_DIRECTIVE_: Write out all the lines again, precisely as they stand, but without the images.

_RAW DATA_:
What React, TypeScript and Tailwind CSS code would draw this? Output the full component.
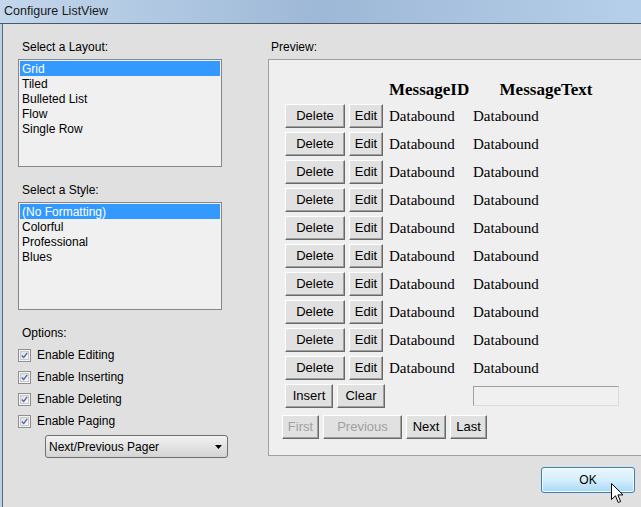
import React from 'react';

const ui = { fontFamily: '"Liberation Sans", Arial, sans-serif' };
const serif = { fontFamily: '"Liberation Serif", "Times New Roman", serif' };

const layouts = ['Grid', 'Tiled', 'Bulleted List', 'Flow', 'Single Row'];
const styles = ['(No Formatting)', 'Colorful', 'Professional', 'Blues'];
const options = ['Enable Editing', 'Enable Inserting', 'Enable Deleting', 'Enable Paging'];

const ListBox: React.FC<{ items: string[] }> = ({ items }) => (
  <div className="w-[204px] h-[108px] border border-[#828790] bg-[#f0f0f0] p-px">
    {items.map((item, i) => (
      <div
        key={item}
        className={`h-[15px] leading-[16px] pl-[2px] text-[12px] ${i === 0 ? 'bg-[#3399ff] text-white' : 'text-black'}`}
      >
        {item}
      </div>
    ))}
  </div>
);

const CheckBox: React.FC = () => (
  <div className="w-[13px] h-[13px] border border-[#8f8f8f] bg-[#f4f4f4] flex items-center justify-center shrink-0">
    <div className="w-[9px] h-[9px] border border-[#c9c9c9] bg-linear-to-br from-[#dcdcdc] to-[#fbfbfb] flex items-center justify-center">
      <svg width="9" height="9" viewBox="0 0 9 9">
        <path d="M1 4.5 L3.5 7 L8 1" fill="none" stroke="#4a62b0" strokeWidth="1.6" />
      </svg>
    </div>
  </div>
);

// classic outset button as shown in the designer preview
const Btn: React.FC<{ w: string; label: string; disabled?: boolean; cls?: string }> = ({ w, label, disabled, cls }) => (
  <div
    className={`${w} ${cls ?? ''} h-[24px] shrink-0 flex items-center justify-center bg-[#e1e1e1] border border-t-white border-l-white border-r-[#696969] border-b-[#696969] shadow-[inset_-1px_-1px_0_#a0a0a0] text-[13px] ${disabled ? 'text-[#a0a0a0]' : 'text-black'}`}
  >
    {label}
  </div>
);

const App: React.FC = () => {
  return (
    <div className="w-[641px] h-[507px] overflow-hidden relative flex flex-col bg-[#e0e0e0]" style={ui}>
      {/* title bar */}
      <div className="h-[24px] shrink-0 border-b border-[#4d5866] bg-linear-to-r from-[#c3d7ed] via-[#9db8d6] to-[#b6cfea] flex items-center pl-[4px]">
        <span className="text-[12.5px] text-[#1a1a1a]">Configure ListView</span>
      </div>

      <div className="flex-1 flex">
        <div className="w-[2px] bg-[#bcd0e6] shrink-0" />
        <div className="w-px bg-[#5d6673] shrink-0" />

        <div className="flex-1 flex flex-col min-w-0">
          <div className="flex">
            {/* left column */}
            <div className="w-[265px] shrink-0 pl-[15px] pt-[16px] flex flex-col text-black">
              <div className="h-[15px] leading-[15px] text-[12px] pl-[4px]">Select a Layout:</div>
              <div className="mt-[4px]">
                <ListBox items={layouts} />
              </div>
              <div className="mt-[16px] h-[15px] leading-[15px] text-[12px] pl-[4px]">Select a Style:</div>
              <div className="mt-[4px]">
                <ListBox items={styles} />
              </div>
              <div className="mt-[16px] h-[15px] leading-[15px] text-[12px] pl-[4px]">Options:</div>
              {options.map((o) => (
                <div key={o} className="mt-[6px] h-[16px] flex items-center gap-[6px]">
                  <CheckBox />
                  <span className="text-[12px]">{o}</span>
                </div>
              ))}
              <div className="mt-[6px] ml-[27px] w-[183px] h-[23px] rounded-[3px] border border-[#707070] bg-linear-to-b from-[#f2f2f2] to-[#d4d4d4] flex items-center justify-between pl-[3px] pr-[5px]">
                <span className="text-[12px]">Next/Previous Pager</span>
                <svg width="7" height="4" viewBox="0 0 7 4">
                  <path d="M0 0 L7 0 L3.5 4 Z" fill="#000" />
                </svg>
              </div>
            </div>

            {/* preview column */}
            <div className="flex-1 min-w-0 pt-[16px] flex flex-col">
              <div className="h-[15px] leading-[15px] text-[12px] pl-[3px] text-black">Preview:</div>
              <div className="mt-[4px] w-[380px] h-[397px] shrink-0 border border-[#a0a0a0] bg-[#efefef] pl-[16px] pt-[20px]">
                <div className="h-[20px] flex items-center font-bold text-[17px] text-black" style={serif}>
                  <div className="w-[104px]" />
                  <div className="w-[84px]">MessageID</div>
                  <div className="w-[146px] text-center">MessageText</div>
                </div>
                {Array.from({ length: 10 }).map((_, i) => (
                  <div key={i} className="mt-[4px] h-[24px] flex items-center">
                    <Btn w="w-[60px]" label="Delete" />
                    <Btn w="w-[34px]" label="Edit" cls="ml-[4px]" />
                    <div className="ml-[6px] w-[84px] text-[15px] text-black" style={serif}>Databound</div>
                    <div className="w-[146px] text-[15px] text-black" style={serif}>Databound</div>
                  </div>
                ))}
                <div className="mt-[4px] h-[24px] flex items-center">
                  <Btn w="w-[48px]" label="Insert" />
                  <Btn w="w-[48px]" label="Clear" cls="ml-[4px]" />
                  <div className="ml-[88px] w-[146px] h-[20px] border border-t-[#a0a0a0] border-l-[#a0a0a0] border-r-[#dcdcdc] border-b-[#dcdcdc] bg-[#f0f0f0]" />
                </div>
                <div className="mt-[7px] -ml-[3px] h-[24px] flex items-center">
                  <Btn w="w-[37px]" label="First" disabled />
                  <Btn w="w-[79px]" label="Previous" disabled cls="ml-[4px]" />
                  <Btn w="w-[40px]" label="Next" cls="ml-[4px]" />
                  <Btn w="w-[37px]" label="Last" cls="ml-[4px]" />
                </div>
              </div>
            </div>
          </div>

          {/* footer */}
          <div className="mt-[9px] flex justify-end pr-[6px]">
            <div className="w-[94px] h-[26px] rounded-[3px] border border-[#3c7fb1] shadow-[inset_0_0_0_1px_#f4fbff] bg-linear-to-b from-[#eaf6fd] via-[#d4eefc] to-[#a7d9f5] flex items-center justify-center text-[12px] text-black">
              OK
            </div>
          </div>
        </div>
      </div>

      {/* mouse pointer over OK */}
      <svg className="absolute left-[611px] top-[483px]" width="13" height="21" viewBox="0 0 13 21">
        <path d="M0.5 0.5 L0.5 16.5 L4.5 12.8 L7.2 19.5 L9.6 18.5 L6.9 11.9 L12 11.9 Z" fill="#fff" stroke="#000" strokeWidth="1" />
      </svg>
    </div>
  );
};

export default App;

_EXPECTED OUTPUT_:
What React, TypeScript and Tailwind CSS code would draw this? Output the full component.
import React from 'react';

const ui = { fontFamily: '"Liberation Sans", Arial, sans-serif' };
const serif = { fontFamily: '"Liberation Serif", "Times New Roman", serif' };

const layouts = ['Grid', 'Tiled', 'Bulleted List', 'Flow', 'Single Row'];
const styles = ['(No Formatting)', 'Colorful', 'Professional', 'Blues'];
const options = ['Enable Editing', 'Enable Inserting', 'Enable Deleting', 'Enable Paging'];

const ListBox: React.FC<{ items: string[] }> = ({ items }) => (
  <div className="w-[204px] h-[108px] border border-[#828790] bg-[#f0f0f0] p-px">
    {items.map((item, i) => (
      <div
        key={item}
        className={`h-[15px] leading-[16px] pl-[2px] text-[12px] ${i === 0 ? 'bg-[#3399ff] text-white' : 'text-black'}`}
      >
        {item}
      </div>
    ))}
  </div>
);

const CheckBox: React.FC = () => (
  <div className="w-[13px] h-[13px] border border-[#8f8f8f] bg-[#f4f4f4] flex items-center justify-center shrink-0">
    <div className="w-[9px] h-[9px] border border-[#c9c9c9] bg-linear-to-br from-[#dcdcdc] to-[#fbfbfb] flex items-center justify-center">
      <svg width="9" height="9" viewBox="0 0 9 9">
        <path d="M1 4.5 L3.5 7 L8 1" fill="none" stroke="#4a62b0" strokeWidth="1.6" />
      </svg>
    </div>
  </div>
);

// classic outset button as shown in the designer preview
const Btn: React.FC<{ w: string; label: string; disabled?: boolean; cls?: string }> = ({ w, label, disabled, cls }) => (
  <div
    className={`${w} ${cls ?? ''} h-[24px] shrink-0 flex items-center justify-center bg-[#e1e1e1] border border-t-white border-l-white border-r-[#696969] border-b-[#696969] shadow-[inset_-1px_-1px_0_#a0a0a0] text-[13px] ${disabled ? 'text-[#a0a0a0]' : 'text-black'}`}
  >
    {label}
  </div>
);

const App: React.FC = () => {
  return (
    <div className="w-[641px] h-[507px] overflow-hidden relative flex flex-col bg-[#e0e0e0]" style={ui}>
      {/* title bar */}
      <div className="h-[24px] shrink-0 border-b border-[#4d5866] bg-linear-to-r from-[#c3d7ed] via-[#9db8d6] to-[#b6cfea] flex items-center pl-[4px]">
        <span className="text-[12.5px] text-[#1a1a1a]">Configure ListView</span>
      </div>

      <div className="flex-1 flex">
        <div className="w-[2px] bg-[#bcd0e6] shrink-0" />
        <div className="w-px bg-[#5d6673] shrink-0" />

        <div className="flex-1 flex flex-col min-w-0">
          <div className="flex">
            {/* left column */}
            <div className="w-[265px] shrink-0 pl-[15px] pt-[16px] flex flex-col text-black">
              <div className="h-[15px] leading-[15px] text-[12px] pl-[4px]">Select a Layout:</div>
              <div className="mt-[4px]">
                <ListBox items={layouts} />
              </div>
              <div className="mt-[16px] h-[15px] leading-[15px] text-[12px] pl-[4px]">Select a Style:</div>
              <div className="mt-[4px]">
                <ListBox items={styles} />
              </div>
              <div className="mt-[16px] h-[15px] leading-[15px] text-[12px] pl-[4px]">Options:</div>
              {options.map((o) => (
                <div key={o} className="mt-[6px] h-[16px] flex items-center gap-[6px]">
                  <CheckBox />
                  <span className="text-[12px]">{o}</span>
                </div>
              ))}
              <div className="mt-[6px] ml-[27px] w-[183px] h-[23px] rounded-[3px] border border-[#707070] bg-linear-to-b from-[#f2f2f2] to-[#d4d4d4] flex items-center justify-between pl-[3px] pr-[5px]">
                <span className="text-[12px]">Next/Previous Pager</span>
                <svg width="7" height="4" viewBox="0 0 7 4">
                  <path d="M0 0 L7 0 L3.5 4 Z" fill="#000" />
                </svg>
              </div>
            </div>

            {/* preview column */}
            <div className="flex-1 min-w-0 pt-[16px] flex flex-col">
              <div className="h-[15px] leading-[15px] text-[12px] pl-[3px] text-black">Preview:</div>
              <div className="mt-[4px] w-[380px] h-[397px] shrink-0 border border-[#a0a0a0] bg-[#efefef] pl-[16px] pt-[20px]">
                <div className="h-[20px] flex items-center font-bold text-[17px] text-black" style={serif}>
                  <div className="w-[104px]" />
                  <div className="w-[84px]">MessageID</div>
                  <div className="w-[146px] text-center">MessageText</div>
                </div>
                {Array.from({ length: 10 }).map((_, i) => (
                  <div key={i} className="mt-[4px] h-[24px] flex items-center">
                    <Btn w="w-[60px]" label="Delete" />
                    <Btn w="w-[34px]" label="Edit" cls="ml-[4px]" />
                    <div className="ml-[6px] w-[84px] text-[15px] text-black" style={serif}>Databound</div>
                    <div className="w-[146px] text-[15px] text-black" style={serif}>Databound</div>
                  </div>
                ))}
                <div className="mt-[4px] h-[24px] flex items-center">
                  <Btn w="w-[48px]" label="Insert" />
                  <Btn w="w-[48px]" label="Clear" cls="ml-[4px]" />
                  <div className="ml-[88px] w-[146px] h-[20px] border border-t-[#a0a0a0] border-l-[#a0a0a0] border-r-[#dcdcdc] border-b-[#dcdcdc] bg-[#f0f0f0]" />
                </div>
                <div className="mt-[7px] -ml-[3px] h-[24px] flex items-center">
                  <Btn w="w-[37px]" label="First" disabled />
                  <Btn w="w-[79px]" label="Previous" disabled cls="ml-[4px]" />
                  <Btn w="w-[40px]" label="Next" cls="ml-[4px]" />
                  <Btn w="w-[37px]" label="Last" cls="ml-[4px]" />
                </div>
              </div>
            </div>
          </div>

          {/* footer */}
          <div className="mt-[9px] flex justify-end pr-[6px]">
            <div className="w-[94px] h-[26px] rounded-[3px] border border-[#3c7fb1] shadow-[inset_0_0_0_1px_#f4fbff] bg-linear-to-b from-[#eaf6fd] via-[#d4eefc] to-[#a7d9f5] flex items-center justify-center text-[12px] text-black">
              OK
            </div>
          </div>
        </div>
      </div>

      {/* mouse pointer over OK */}
      <svg className="absolute left-[611px] top-[483px]" width="13" height="21" viewBox="0 0 13 21">
        <path d="M0.5 0.5 L0.5 16.5 L4.5 12.8 L7.2 19.5 L9.6 18.5 L6.9 11.9 L12 11.9 Z" fill="#fff" stroke="#000" strokeWidth="1" />
      </svg>
    </div>
  );
};

export default App;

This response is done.